* _Work to be completed_
Within the material below, find each line bearing the word "React" and present it.
[Start Collected data]
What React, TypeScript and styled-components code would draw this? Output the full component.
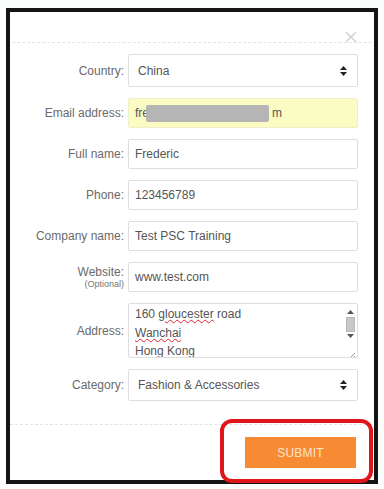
import React from "react";
import styled, { createGlobalStyle } from "styled-components";

const Global = createGlobalStyle`
  html, body { margin: 0; padding: 0; background: #fbfcfc; }
  body { font-family: "Liberation Sans", Arial, sans-serif; }
  * { box-sizing: border-box; }
`;

const Page = styled.div`
  width: 384px;
  height: 489px;
  padding: 8px 6px 5px 6px;
`;

const Frame = styled.div`
  position: relative;
  width: 372px;
  height: 476px;
  border: 4px solid #141414;
  background: #fff;
  display: flex;
  flex-direction: column;
`;

const Header = styled.div`
  height: 31px;
  margin: 0 2px;
  border-bottom: 1px dashed #e3e3e3;
  display: flex;
  justify-content: flex-end;
  align-items: flex-end;
  padding: 0 15px 0 0;
`;

const Close = styled.div`
  width: 12px;
  height: 12px;
  margin-bottom: -1px;
  display: flex;
`;

const Form = styled.div`
  display: grid;
  grid-template-columns: 114px 230px;
  column-gap: 4px;
  row-gap: 11px;
  padding: 11px 0 23px 0;
  border-bottom: 1px dashed #e3e3e3;
  margin: 0 2px 0 0;
`;

const Label = styled.div`
  font-size: 12px;
  color: #6a6a6a;
  text-align: right;
  display: flex;
  flex-direction: column;
  justify-content: center;
  align-items: flex-end;
  line-height: 14px;
`;

const SubLabel = styled.span`
  font-size: 9px;
  line-height: 11px;
  color: #777;
`;

const Field = styled.div<{ $h: number; $yellow?: boolean; $pl?: number }>`
  position: relative;
  height: ${(p) => p.$h}px;
  border: 1px solid ${(p) => (p.$yellow ? "#eef0c4" : "#dedede")};
  background: ${(p) => (p.$yellow ? "#fafcc4" : "#fff")};
  border-radius: 2px;
  font-size: 12px;
  color: #555;
  display: flex;
  align-items: center;
  padding-left: ${(p) => p.$pl ?? 6}px;
  padding-right: 10px;
`;

const Grow = styled.span`
  flex: 1;
`;

const Blur = styled.span`
  display: inline-block;
  width: 123px;
  height: 17px;
  background: #b5b5b5;
  border-radius: 2px;
  margin: 0 3px 0 -3px;
`;

const Area = styled.div`
  position: relative;
  height: 55px;
  border: 1px solid #dedede;
  border-radius: 2px;
  font-size: 12px;
  color: #555;
  padding: 1px 6px 0 6px;
  line-height: 18.5px;
  overflow: hidden;
`;

const Wavy = styled.span`
  text-decoration: underline wavy #d23;
  text-decoration-thickness: 1px;
  text-underline-offset: 1px;
`;

const Scroll = styled.div`
  position: absolute;
  right: 2px;
  top: 2px;
  width: 10px;
  height: 40px;
  display: flex;
  flex-direction: column;
  align-items: center;
`;

const Thumb = styled.div`
  width: 9px;
  height: 15px;
  background: #c8c8c8;
  border: 1px solid #b8b8b8;
  margin: 2px 0;
`;

const Grip = styled.div`
  position: absolute;
  right: 1px;
  bottom: 1px;
  width: 9px;
  height: 9px;
`;

const Footer = styled.div`
  display: flex;
  justify-content: flex-end;
  padding: 12px 18px 0 0;
`;

const Submit = styled.button`
  width: 111px;
  height: 31px;
  border: none;
  background: #f68b33;
  color: #fde3cc;
  font-family: "Liberation Sans", Arial, sans-serif;
  font-size: 12px;
  letter-spacing: 0.2px;
  padding: 0;
`;

const Highlight = styled.div`
  position: absolute;
  left: 210px;
  top: 407px;
  width: 153px;
  height: 64px;
  border: 4px solid #e0161b;
  border-radius: 12px;
  pointer-events: none;
`;

const Arrows = () => (
  <svg width="7" height="10" viewBox="0 0 7 10">
    <path d="M3.5 0 L7 4 L0 4 Z" fill="#222" />
    <path d="M3.5 10 L7 6 L0 6 Z" fill="#222" />
  </svg>
);

export default function App() {
  return (
    <>
      <Global />
      <Page>
        <Frame>
          <Header>
            <Close>
              <svg width="12" height="12" viewBox="0 0 12 12">
                <path d="M1 1 L11 11 M11 1 L1 11" stroke="#cfcfcf" strokeWidth="1.4" />
              </svg>
            </Close>
          </Header>
          <Form>
            <Label>Country:</Label>
            <Field $h={33} $pl={9}>
              <Grow>China</Grow>
              <Arrows />
            </Field>

            <Label>Email address:</Label>
            <Field $h={30} $yellow>
              <span>fre</span>
              <Blur />
              <span>m</span>
            </Field>

            <Label>Full name:</Label>
            <Field $h={30}>Frederic</Field>

            <Label>Phone:</Label>
            <Field $h={30}>123456789</Field>

            <Label>Company name:</Label>
            <Field $h={30}>Test PSC Training</Field>

            <Label>
              <span>Website:</span>
              <SubLabel>(Optional)</SubLabel>
            </Label>
            <Field $h={30}>www.test.com</Field>

            <Label>Address:</Label>
            <Area>
              <div>
                160 <Wavy>gloucester</Wavy> road
              </div>
              <div>
                <Wavy>Wanchai</Wavy>
              </div>
              <div>Hong Kong</div>
              <Scroll>
                <svg width="7" height="5" viewBox="0 0 7 5" style={{ marginTop: 4 }}>
                  <path d="M3.5 0 L7 4 L0 4 Z" fill="#555" />
                </svg>
                <Thumb />
                <svg width="7" height="5" viewBox="0 0 7 5">
                  <path d="M3.5 4 L7 0 L0 0 Z" fill="#555" />
                </svg>
              </Scroll>
              <Grip>
                <svg width="9" height="9" viewBox="0 0 9 9">
                  <path d="M8 2 L2 8 M8 5 L5 8" stroke="#999" strokeWidth="1" />
                </svg>
              </Grip>
            </Area>

            <Label>Category:</Label>
            <Field $h={32} $pl={9}>
              <Grow>Fashion &amp; Accessories</Grow>
              <Arrows />
            </Field>
          </Form>
          <Footer>
            <Submit>SUBMIT</Submit>
          </Footer>
          <Highlight />
        </Frame>
      </Page>
    </>
  );
}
[End Collected data]
* _Response below_
What React, TypeScript and styled-components code would draw this? Output the full component.
import React from "react";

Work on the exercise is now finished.